The information they supply may be critical to you and your attorney.

3. Immediately write down a complete version of what occurred and how you were injured

If possible, be sure to include the names, addresses, and phone numbers of your attacker, appropriate coaches managers, your fellow official, and scorers and timers. The more comprehensive your information, the better chance of a positive outcome.

4. Determine if a recording of the game and incident has been made; if so, obtain a copy of that footage or video of the game

Visual evidence can be of great value to you and your attorney.

5. Don’t discuss the incident with anyone; simply gather information

Many times, what you say is misunderstood or misinterpreted, which may return to haunt you during litigation.

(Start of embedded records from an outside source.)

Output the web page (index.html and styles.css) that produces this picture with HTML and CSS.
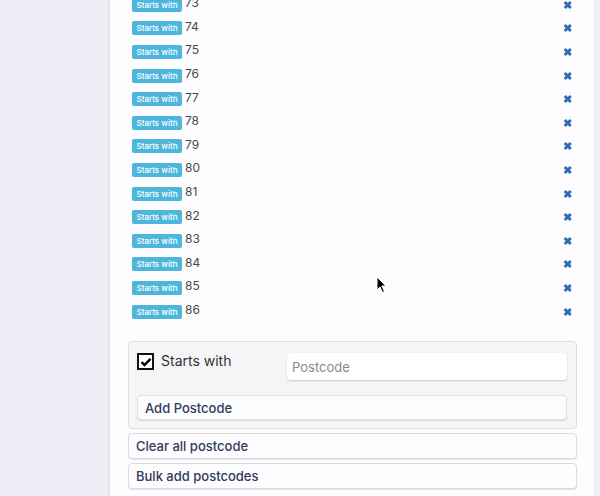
FILE: index.html
```html
<!DOCTYPE html>
<html>
<head>
<meta charset="utf-8">
<link rel="stylesheet" href="styles.css">
</head>
<body>
<div class="page">
  <div class="panel">
    <ul class="list">
      <li class="row"><span class="badge">Starts with</span><span class="code">73</span><span class="x">✖</span></li>
      <li class="row"><span class="badge">Starts with</span><span class="code">74</span><span class="x">✖</span></li>
      <li class="row"><span class="badge">Starts with</span><span class="code">75</span><span class="x">✖</span></li>
      <li class="row"><span class="badge">Starts with</span><span class="code">76</span><span class="x">✖</span></li>
      <li class="row"><span class="badge">Starts with</span><span class="code">77</span><span class="x">✖</span></li>
      <li class="row"><span class="badge">Starts with</span><span class="code">78</span><span class="x">✖</span></li>
      <li class="row"><span class="badge">Starts with</span><span class="code">79</span><span class="x">✖</span></li>
      <li class="row"><span class="badge">Starts with</span><span class="code">80</span><span class="x">✖</span></li>
      <li class="row"><span class="badge">Starts with</span><span class="code">81</span><span class="x">✖</span></li>
      <li class="row"><span class="badge">Starts with</span><span class="code">82</span><span class="x">✖</span></li>
      <li class="row"><span class="badge">Starts with</span><span class="code">83</span><span class="x">✖</span></li>
      <li class="row"><span class="badge">Starts with</span><span class="code">84</span><span class="x">✖</span></li>
      <li class="row"><span class="badge">Starts with</span><span class="code">85</span><span class="x">✖</span></li>
      <li class="row"><span class="badge">Starts with</span><span class="code">86</span><span class="x">✖</span></li>
    </ul>
    <div class="form">
      <div class="form-top">
        <label class="check"><span class="box"><svg width="12" height="10" viewBox="0 0 12 10"><path d="M1.5 5.2 L4.5 8 L10.5 1.8" fill="none" stroke="#000" stroke-width="2.4"/></svg></span>Starts with</label>
        <input class="input" type="text" placeholder="Postcode">
      </div>
      <button class="btn inner">Add Postcode</button>
    </div>
    <button class="btn">Clear all postcode</button>
    <button class="btn">Bulk add postcodes</button>
  </div>
  <svg class="cursor" width="12" height="18" viewBox="0 0 12 18"><path d="M1 1 L1 14 L4 11 L6.5 16.5 L8.5 15.5 L6 10 L10 10 Z" fill="#000" stroke="#fff" stroke-width="1"/></svg>
</div>
</body>
</html>
```
FILE: styles.css
```css
html, body { margin: 0; padding: 0; }
body {
  background: #eeeff6;
  font-family: "Inter", "Open Sans", sans-serif;
  width: 600px;
  height: 496px;
  overflow: hidden;
}
.page { position: relative; height: 496px; }
.panel {
  margin-left: 110px;
  width: 484px;
  height: 520px;
  margin-top: -7px;
  background: #fdfcfe;
  box-shadow: -1px 0 3px rgba(0,0,0,0.08);
  padding-left: 18px;
  padding-right: 17px;
  box-sizing: border-box;
}
.list { list-style: none; margin: 0; padding: 0 0 0 4px; }
.row {
  height: 23.6px;
  display: flex;
  align-items: center;
}
.badge {
  background: #4db6dc;
  color: #fff;
  font-size: 8px;
  font-weight: 500;
  border-radius: 2px;
  height: 14px;
  line-height: 14px;
  width: 50px;
  text-align: center;
  box-sizing: border-box;
}
.code {
  margin-left: 3px;
  font-size: 12px;
  color: #4a4a4a;
  flex: 1;
  position: relative;
  top: -2px;
}
.x {
  color: #2f6db3;
  font-size: 11px;
  margin-right: 5px;
  font-weight: bold;
}
.form {
  margin-top: 18px;
  background: #f5f5f7;
  border: 1px solid #dcdcdf;
  border-radius: 4px;
  padding: 11px 9px 8px 8px;
  height: 88px;
  box-sizing: border-box;
  width: 449px;
}
.form-top { display: flex; height: 28px; }
.check {
  display: flex;
  align-items: flex-start;
  font-size: 14px;
  color: #333;
  width: 150px;
  line-height: 16px;
}
.box {
  width: 17px;
  height: 17px;
  border: 2px solid #111;
  box-sizing: border-box;
  margin-right: 7px;
  display: flex;
  align-items: center;
  justify-content: center;
  background: #fff;
}
.input {
  flex: 1;
  height: 27px;
  border: none;
  border-radius: 4px;
  background: #fff;
  box-shadow: 0 1px 2px rgba(0,0,0,0.18);
  font-family: inherit;
  font-size: 13px;
  padding: 0 5px;
  outline: none;
}
.input::placeholder { color: #8a8a8a; }
.btn {
  display: block;
  width: 449px;
  height: 26px;
  margin-top: 4px;
  border: 1px solid #dcdcdf;
  border-radius: 4px;
  background: #fdfcfe;
  box-shadow: 0 1px 1px rgba(0,0,0,0.1);
  text-align: left;
  padding: 0 7px;
  font-family: inherit;
  font-size: 13px;
  font-weight: 500;
  color: #2f3b5a;
}
.btn.inner {
  width: 430px;
  height: 25px;
  margin-top: 14px;
  border-color: #e2e2e5;
}
.cursor {
  position: absolute;
  left: 376px;
  top: 283px;
}
```
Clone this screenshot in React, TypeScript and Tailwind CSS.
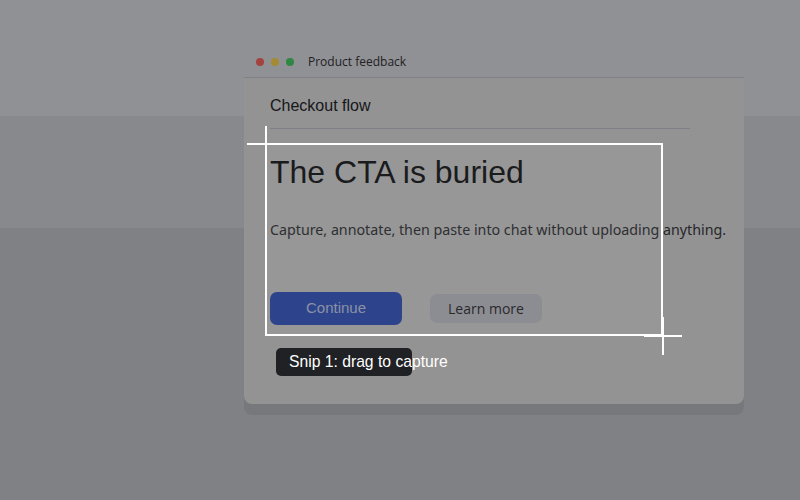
export default function App() {
  return (
    <div className="relative h-[500px] w-[800px] overflow-hidden bg-[linear-gradient(to_bottom,#909195_0px,#909195_116px,#88898d_116px,#88898d_228px,#808185_228px)] font-['Liberation_Sans',Arial,sans-serif]">
      <div className="pl-[244px] pt-[45px]">
        <div className="w-[500px]">
          {/* title bar */}
          <div className="flex h-[33px] items-center gap-[7px] border-b border-[#7f8186] pl-[12px] pt-[1px]">
            <span className="h-[8px] w-[8px] rounded-full bg-[#a3433f]" />
            <span className="h-[8px] w-[8px] rounded-full bg-[#a38a33]" />
            <span className="h-[8px] w-[8px] rounded-full bg-[#2f8743]" />
            <span className="ml-[7px] font-['Open_Sans',sans-serif] text-[12px] text-[#1f2023]">Product feedback</span>
          </div>
          {/* body */}
          <div className="h-[326px] rounded-b-[8px] bg-[#939393] px-[26px] pt-[17px] shadow-[0_11px_0_#77787c]">
            <p className="text-[16px] leading-[21px] text-[#16171a]">Checkout flow</p>
            <div className="mt-[12px] h-px w-[420px] bg-[#7e8085]" />
            <h1 className="mt-[25px] text-[32px] leading-[37px] text-[#111214]">The CTA is buried</h1>
            <p className="mt-[29px] whitespace-nowrap font-['Noto_Sans',sans-serif] text-[14.25px] leading-[20px] text-[#26272a]">
              Capture, annotate, then paste into chat without uploading anything.
            </p>
            <div className="mt-[52px] flex items-center gap-[28px]">
              <button className="h-[33px] w-[132px] rounded-[7px] bg-[#253d88] text-[15px] text-[#868da3]">Continue</button>
              <button className="h-[29px] w-[112px] rounded-[7px] bg-[#88898f] font-['Open_Sans',sans-serif] text-[14px] text-[#1f2023]">
                Learn more
              </button>
            </div>
          </div>
        </div>
      </div>

      {/* selection with crosshair handles */}
      <div className="absolute left-[265px] top-[143px] h-[193px] w-[398px] border-2 border-white bg-white/[0.04]">
        <div className="absolute left-[-20px] top-[-2px] h-[2px] w-[38px] bg-white" />
        <div className="absolute left-[-2px] top-[-19px] h-[38px] w-[2px] bg-white" />
        <div className="absolute right-[-21px] bottom-[-3px] h-[2px] w-[38px] bg-white" />
        <div className="absolute right-[-3px] bottom-[-21px] h-[38px] w-[2px] bg-white" />
      </div>

      {/* tooltip */}
      <div className="absolute left-[276px] top-[348px] flex h-[28px] w-[136px] items-center whitespace-nowrap rounded-[5px] bg-[#202124] pl-[13px] text-[15.7px] text-white">
        Snip 1: drag to capture
      </div>
    </div>
  );
}
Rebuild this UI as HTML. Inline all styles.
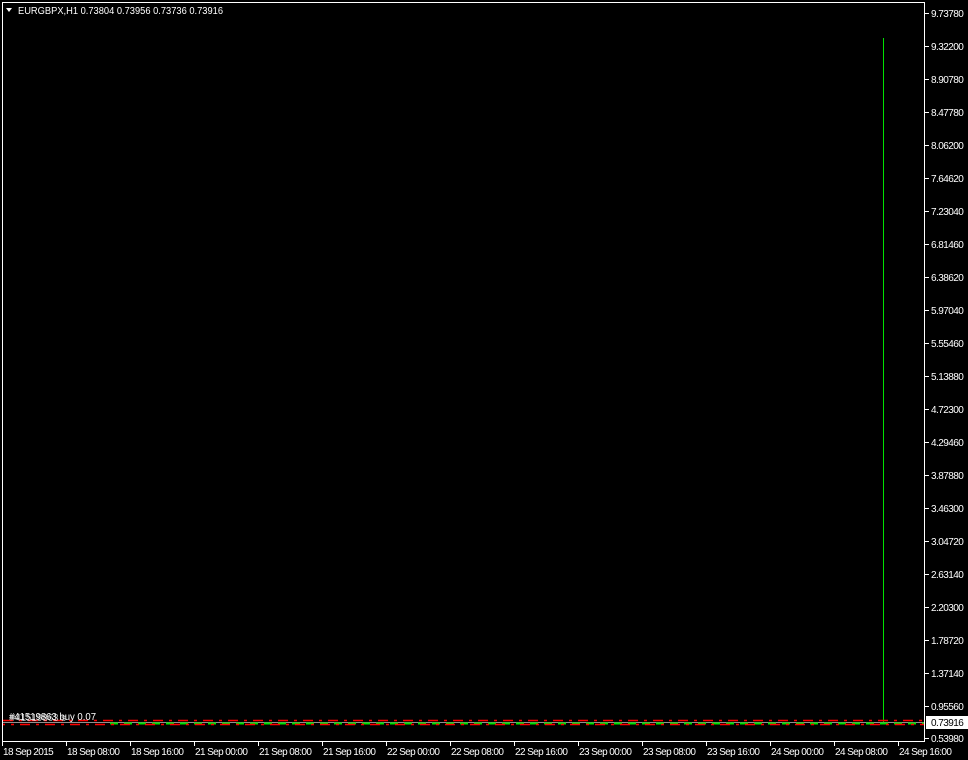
<!DOCTYPE html>
<html><head><meta charset="utf-8"><style>
html,body{margin:0;padding:0;background:#000;width:968px;height:760px;overflow:hidden}
svg text{font-family:"Liberation Sans",sans-serif;font-size:10px;fill:#fff}
.p text{letter-spacing:-0.55px}
.t text{letter-spacing:-0.6px}
</style></head><body>
<svg width="968" height="760" xmlns="http://www.w3.org/2000/svg">
<rect width="968" height="760" fill="#000"/>
<rect x="2.5" y="2.5" width="922" height="739" fill="none" stroke="#fff" stroke-width="1"/>
<polygon points="6,8 12,8 9,12" fill="#fff"/>
<text x="18" y="14" textLength="205" lengthAdjust="spacingAndGlyphs">EURGBPX,H1  0.73804 0.73956 0.73736 0.73916</text>
<line x1="883.5" y1="38" x2="883.5" y2="723" stroke="#00e000" stroke-width="1"/>
<line x1="3" y1="722.5" x2="924" y2="722.5" stroke="#909090" stroke-width="1"/>
<line x1="110" y1="723.5" x2="924" y2="723.5" stroke="#00e000" stroke-width="2" stroke-dasharray="8,6"/>
<line x1="3" y1="720.5" x2="924" y2="720.5" stroke="#ff0000" stroke-width="1.5" stroke-dasharray="10,6,3,6"/>
<line x1="3" y1="724.5" x2="924" y2="724.5" stroke="#ff0000" stroke-width="1.5" stroke-dasharray="10,6,3,6" stroke-dashoffset="8"/>
<text x="9" y="720" textLength="87" lengthAdjust="spacingAndGlyphs">#41519863 buy 0.07</text>
<text x="10" y="721" fill-opacity="0.7" textLength="56" lengthAdjust="spacingAndGlyphs">#41519863 s</text>
<g stroke="#fff">
<line x1="925" y1="13.5" x2="929" y2="13.5"/><line x1="925" y1="46.5" x2="929" y2="46.5"/><line x1="925" y1="79.5" x2="929" y2="79.5"/><line x1="925" y1="112.5" x2="929" y2="112.5"/><line x1="925" y1="145.5" x2="929" y2="145.5"/><line x1="925" y1="178.5" x2="929" y2="178.5"/><line x1="925" y1="211.5" x2="929" y2="211.5"/><line x1="925" y1="244.5" x2="929" y2="244.5"/><line x1="925" y1="277.5" x2="929" y2="277.5"/><line x1="925" y1="310.5" x2="929" y2="310.5"/><line x1="925" y1="343.5" x2="929" y2="343.5"/><line x1="925" y1="376.5" x2="929" y2="376.5"/><line x1="925" y1="409.5" x2="929" y2="409.5"/><line x1="925" y1="442.5" x2="929" y2="442.5"/><line x1="925" y1="475.5" x2="929" y2="475.5"/><line x1="925" y1="508.5" x2="929" y2="508.5"/><line x1="925" y1="541.5" x2="929" y2="541.5"/><line x1="925" y1="574.5" x2="929" y2="574.5"/><line x1="925" y1="607.5" x2="929" y2="607.5"/><line x1="925" y1="640.5" x2="929" y2="640.5"/><line x1="925" y1="673.5" x2="929" y2="673.5"/><line x1="925" y1="706.5" x2="929" y2="706.5"/><line x1="925" y1="738.5" x2="929" y2="738.5"/>
</g>
<g class="p">
<text x="931" y="17">9.73780</text><text x="931" y="50">9.32200</text><text x="931" y="83">8.90780</text><text x="931" y="116">8.47780</text><text x="931" y="149">8.06200</text><text x="931" y="182">7.64620</text><text x="931" y="215">7.23040</text><text x="931" y="248">6.81460</text><text x="931" y="281">6.38620</text><text x="931" y="314">5.97040</text><text x="931" y="347">5.55460</text><text x="931" y="380">5.13880</text><text x="931" y="413">4.72300</text><text x="931" y="446">4.29460</text><text x="931" y="479">3.87880</text><text x="931" y="512">3.46300</text><text x="931" y="545">3.04720</text><text x="931" y="578">2.63140</text><text x="931" y="611">2.20300</text><text x="931" y="644">1.78720</text><text x="931" y="677">1.37140</text><text x="931" y="710">0.95560</text><text x="931" y="742">0.53980</text>
<rect x="926" y="716" width="42" height="13" fill="#fff"/>
<text x="931" y="726" style="fill:#000">0.73916</text>
</g>
<g stroke="#fff">
<line x1="2.5" y1="741" x2="2.5" y2="746"/><line x1="66.5" y1="741" x2="66.5" y2="746"/><line x1="130.5" y1="741" x2="130.5" y2="746"/><line x1="194.5" y1="741" x2="194.5" y2="746"/><line x1="258.5" y1="741" x2="258.5" y2="746"/><line x1="322.5" y1="741" x2="322.5" y2="746"/><line x1="386.5" y1="741" x2="386.5" y2="746"/><line x1="450.5" y1="741" x2="450.5" y2="746"/><line x1="514.5" y1="741" x2="514.5" y2="746"/><line x1="578.5" y1="741" x2="578.5" y2="746"/><line x1="642.5" y1="741" x2="642.5" y2="746"/><line x1="706.5" y1="741" x2="706.5" y2="746"/><line x1="770.5" y1="741" x2="770.5" y2="746"/><line x1="834.5" y1="741" x2="834.5" y2="746"/><line x1="898.5" y1="741" x2="898.5" y2="746"/>
</g>
<g class="t">
<text x="3" y="755">18 Sep 2015</text><text x="67" y="755">18 Sep 08:00</text><text x="131" y="755">18 Sep 16:00</text><text x="195" y="755">21 Sep 00:00</text><text x="259" y="755">21 Sep 08:00</text><text x="323" y="755">21 Sep 16:00</text><text x="387" y="755">22 Sep 00:00</text><text x="451" y="755">22 Sep 08:00</text><text x="515" y="755">22 Sep 16:00</text><text x="579" y="755">23 Sep 00:00</text><text x="643" y="755">23 Sep 08:00</text><text x="707" y="755">23 Sep 16:00</text><text x="771" y="755">24 Sep 00:00</text><text x="835" y="755">24 Sep 08:00</text><text x="899" y="755">24 Sep 16:00</text>
</g>
</svg>
</body></html>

6. Obtain competent legal counsel

Discuss whether you have a civil or criminal complaint to make against your attacker(s). If you are assaulted during or after a game you’ve officiated, you have the right to pursue both civil and criminal actions. Those options should be discussed with legal counsel.

Reanalyze the game

After the incident, Referees can look back on the game and review your officiating. For which reason did the players attack you? Review the calls which may lead to an ejection or calls for unsportsmanlike behaviors. There are also some important questions you can ask yourself.

  1. Did I do anything to lead to the ejection?
  2. Did I challenge the player or coach?
  3. Did I lose self-control?
  4. Did my body language show I was the aggressor?
  5. Did I let the coach or player have a chance to get his or her emotions in check?
  6. Would I do anything differently the next time something similar occurs?

After the review of the incident by yourself, you will do better next time. Ask your partners for their views or review the incident with respected veterans to gain further insight. Some bad situations can’t be prevented or avoided, but many can.

The next game. After your self-analysis of the difficult situation, your next challenge is getting mentally ready for your next game. You’ve got to learn from the incident, but you’ve also got to clear your head to officiate the next game. It’s unfair to the game and its participants for you to carry over bad feelings from one game into your next.


In any case, the referee should be respected and can’t be assaulted. If violent abuse against referees happens, no matter what, the abuser should be punished by a disciplinary committee and Law.

The referee must have games under control, once the assault behaviors happen, protect yourself by keeping your distance from the violent abuser. The securities of the court and the justice players or coaches will stop them.